袴の番手
袴生地の番手は、1インチ角(約2.54cm角)への木綿糸の打ち込み数を指します。
打ち込み数が5000であれば5000番、8000であれば8000番、10000であれば10000番とされます。
ざっくり特徴をいうと、
番手が低いと軽くて柔らかい生地になります。
その反面番手が高い生地に比べてヒダが消えやすかったり、生地自体の強度は落ちます。
番手が高くなると重くなりますがヒダが消えにくく長く使える強い生地となります。
新しいうちは若干ごわつく感はありますが、使っていくほどに柔らかくなっていきます。
個人的に履いた感覚で言うと重さはそんなに感じませんが、番手の低い方が柔らかいとは感じます。
自分はピシッーとした折り目が好きなので番手が高い方が好きです。たたみやすいですし…
ただし防具の刺し目の大きさと同じで、番手も数字だけで一概にはいえません。
なぜならその糸の種類や染めで全然違ってくるからです。
特に糸は職人さんそれぞれのこだわりがあります。
糸は2本の糸を撚(よ)って1本にしてある物を「双糸」と言い、元々の1本の物を「単糸」と言います。
双糸は2本の糸をねじり合わせるため単糸のものに比べて手間がかかるため当然コスト高になります。
通常反物を作る際、縦糸は双糸を使い横糸は単糸を使用する所が多いようです。
横糸を単糸で作ってある反物と縦横どちらも双糸で作ってある反物では出来上がりは違ってきます。
また染めも糸の段階で染めた「先染め」と生地になってから染める「後染め」でも風合いが変わってきます。
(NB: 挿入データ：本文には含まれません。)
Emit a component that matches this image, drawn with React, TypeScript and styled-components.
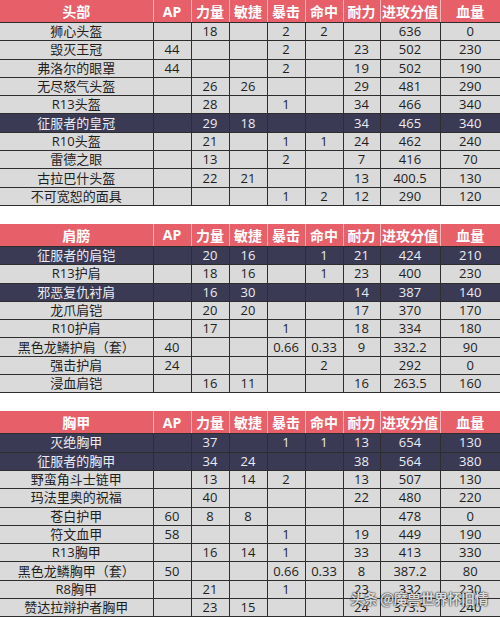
import React from "react";
import styled, { createGlobalStyle } from "styled-components";

const GlobalStyle = createGlobalStyle`
  html, body { margin: 0; padding: 0; background: #ffffff; }
  body { font-family: "Open Sans", "Noto Sans CJK SC", sans-serif; }
`;

const Page = styled.div`
  position: relative;
  width: 500px;
  height: 618px;
  overflow: hidden;
  display: flex;
  flex-direction: column;
  gap: 18px;
`;

const Table = styled.table`
  width: 500px;
  border-collapse: collapse;
  table-layout: fixed;
  font-family: "Open Sans", "Noto Sans CJK SC", sans-serif;
  font-size: 13px;
`;

const HeadCell = styled.th`
  height: 22px;
  padding: 0;
  background: #e65f69;
  color: #ffffff;
  font-weight: 700;
  font-size: 14px;
  text-align: center;
  border-right: 1px solid #f3b7bc;
  border-bottom: 1px solid #2e2e2e;
  &:last-child { border-right: none; }
`;

const Row = styled.tr<{ $dark?: boolean }>`
  height: 18.3px;
  background: ${(p) => (p.$dark ? "#3a3a54" : "#dadada")};
  color: ${(p) => (p.$dark ? "#ececf2" : "#1e1e1e")};
`;

const Cell = styled.td`
  padding: 0;
  line-height: 17px;
  text-align: center;
  white-space: nowrap;
  border-right: 1px solid #2e2e2e;
  border-bottom: 1px solid #2e2e2e;
  &:last-child { border-right: none; }
`;

const Watermark = styled.div`
  position: absolute;
  right: 12px;
  bottom: 10px;
  font-family: "Noto Sans CJK SC", sans-serif;
  font-size: 14px;
  font-weight: 700;
  color: rgba(255, 255, 255, 0.85);
  text-shadow: 0 0 2px rgba(0, 0, 0, 0.8), 0 0 1px rgba(0, 0, 0, 0.9);
  letter-spacing: -0.5px;
`;

type Item = { name: string; dark?: boolean; v: (string | number)[] };
type Section = { title: string; items: Item[] };

const widths = [153, 38, 38, 38, 38, 38, 37, 60, 60];
const cols = ["AP", "力量", "敏捷", "暴击", "命中", "耐力", "进攻分值", "血量"];

const sections: Section[] = [
  {
    title: "头部",
    items: [
      { name: "狮心头盔", v: ["", 18, "", 2, 2, "", 636, 0] },
      { name: "毁灭王冠", v: [44, "", "", 2, "", 23, 502, 230] },
      { name: "弗洛尔的眼罩", v: [44, "", "", 2, "", 19, 502, 190] },
      { name: "无尽怒气头盔", v: ["", 26, 26, "", "", 29, 481, 290] },
      { name: "R13头盔", v: ["", 28, "", 1, "", 34, 466, 340] },
      { name: "征服者的皇冠", dark: true, v: ["", 29, 18, "", "", 34, 465, 340] },
      { name: "R10头盔", v: ["", 21, "", 1, 1, 24, 462, 240] },
      { name: "雷德之眼", v: ["", 13, "", 2, "", 7, 416, 70] },
      { name: "古拉巴什头盔", v: ["", 22, 21, "", "", 13, "400.5", 130] },
      { name: "不可宽恕的面具", v: ["", "", "", 1, 2, 12, 290, 120] },
    ],
  },
  {
    title: "肩膀",
    items: [
      { name: "征服者的肩铠", dark: true, v: ["", 20, 16, "", 1, 21, 424, 210] },
      { name: "R13护肩", v: ["", 18, 16, "", 1, 23, 400, 230] },
      { name: "邪恶复仇衬肩", dark: true, v: ["", 16, 30, "", "", 14, 387, 140] },
      { name: "龙爪肩铠", v: ["", 20, 20, "", "", 17, 370, 170] },
      { name: "R10护肩", v: ["", 17, "", 1, "", 18, 334, 180] },
      { name: "黑色龙鳞护肩（套）", v: [40, "", "", "0.66", "0.33", 9, "332.2", 90] },
      { name: "强击护肩", v: [24, "", "", "", 2, "", 292, 0] },
      { name: "浸血肩铠", v: ["", 16, 11, "", "", 16, "263.5", 160] },
    ],
  },
  {
    title: "胸甲",
    items: [
      { name: "灭绝胸甲", dark: true, v: ["", 37, "", 1, 1, 13, 654, 130] },
      { name: "征服者的胸甲", dark: true, v: ["", 34, 24, "", "", 38, 564, 380] },
      { name: "野蛮角斗士链甲", v: ["", 13, 14, 2, "", 13, 507, 130] },
      { name: "玛法里奥的祝福", v: ["", 40, "", "", "", 22, 480, 220] },
      { name: "苍白护甲", v: [60, 8, 8, "", "", "", 478, 0] },
      { name: "符文血甲", v: [58, "", "", 1, "", 19, 449, 190] },
      { name: "R13胸甲", v: ["", 16, 14, 1, "", 33, 413, 330] },
      { name: "黑色龙鳞胸甲（套）", v: [50, "", "", "0.66", "0.33", 8, "387.2", 80] },
      { name: "R8胸甲", v: ["", 21, "", 1, "", 23, 332, 230] },
      { name: "赞达拉辩护者胸甲", v: ["", 23, 15, "", "", 24, "373.5", 240] },
    ],
  },
];

function StatTable({ section }: { section: Section }) {
  return (
    <Table>
      <colgroup>
        {widths.map((w, i) => (
          <col key={i} style={{ width: w }} />
        ))}
      </colgroup>
      <thead>
        <tr>
          <HeadCell>{section.title}</HeadCell>
          {cols.map((c) => (
            <HeadCell key={c}>{c}</HeadCell>
          ))}
        </tr>
      </thead>
      <tbody>
        {section.items.map((it) => (
          <Row key={it.name} $dark={it.dark}>
            <Cell>{it.name}</Cell>
            {it.v.map((x, i) => (
              <Cell key={i}>{x}</Cell>
            ))}
          </Row>
        ))}
      </tbody>
    </Table>
  );
}

export default function App() {
  return (
    <>
      <GlobalStyle />
      <Page>
        {sections.map((s) => (
          <StatTable key={s.title} section={s} />
        ))}
        <Watermark>头条 @魔兽世界怀旧情</Watermark>
      </Page>
    </>
  );
}
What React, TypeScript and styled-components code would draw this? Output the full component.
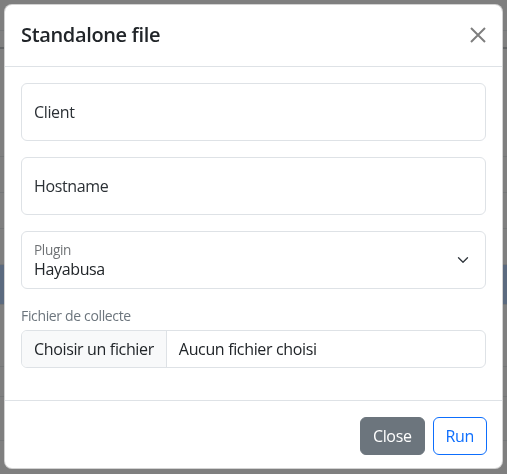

栄光武道具では数社ある伝統工芸の武州工場のなかでも竹村産業さんの衣類を主に扱っています。
竹村さんの糸へのこだわりは半端じゃありません!!!
一言で双糸と言いましたが、多くある糸から選び抜いた糸を使用しているとの事です。
ブログでは書ききれませんが、聞けば聞くほど奥が深くて頭が下がります。
竹村さんはもともと防具用の反物と衣類用の反物に分けて作っていたとの事ですが、
今は防具に作った強い高級な反物を袴にも使っています。
そのため本当に丈夫な袴で長く使ってもほとんどへたりません。
逆に武州染め以外の会社はウォッシュ加工技術に力を入れていたり、
生産性がものすごい高かったりコストパフォーマンスが良かったりとそれぞれ良いところは色々です。
現在栄光武道具で扱っている定番の綿袴は、
その辺それぞれの点において優れている商品を選んで扱っているつもりです。
それに関しては今日のテーマではないので後日!ということで…
冒頭で番手によって重さが変わると言いましたがこの反物の番手、
昔は「貫目」つまり重さで表記していたのです。
具体的には百反で何貫あるか?ということです。
この貫目については番手に比べて曖昧というかそれぞれだったようで
公式でこうというのはなかった(自分の勉強不足かもしれませんが)ようなので、
自分の個人的な考えと思って読んでください。
20貫が5000番前後・30貫が7500番前後・40貫が10000番前後
袴の生地の表記が貫目の場合は250ぐらいを掛けてもらえると目安になると思っています。
ただ実際は同じ20貫や30貫でも会社によって反物の巾が違ったりしたようですし、
30貫をそのまま3000番と表記している職人さんいますので参考程度に考えて下さいm(_ _)m
また違う話しですが、袴の話題なので以前もブログに書いた袴サイズについて。
袴のサイズって25号とか26号ってありますが
あれは正式にはそのまま長さの表記で、25号は2尺5寸という事です。
ただし寸法は着物などを作る際に使う「鯨尺」という寸法を使っています。「鯨尺」の1寸は3.8㎝です。
袴の長さを計る位置は前の帯下から裾まで(帯は含まないという事デス)
25号は25×3.8で95㎝。26号は26×3.8で98.8㎝となります。
番手同様メーカーによって異なる事もありますが、基本はそのような決まりです。
ちなみに先ほどの反物も1尺幅は38㎝です。
「鯨尺ってどうして鯨なの?」と思う方もいらっしゃる方もいるでしょう?
それは着物を仕立てるのにしなやかな物差しを鯨のヒゲで作ったかららしいです。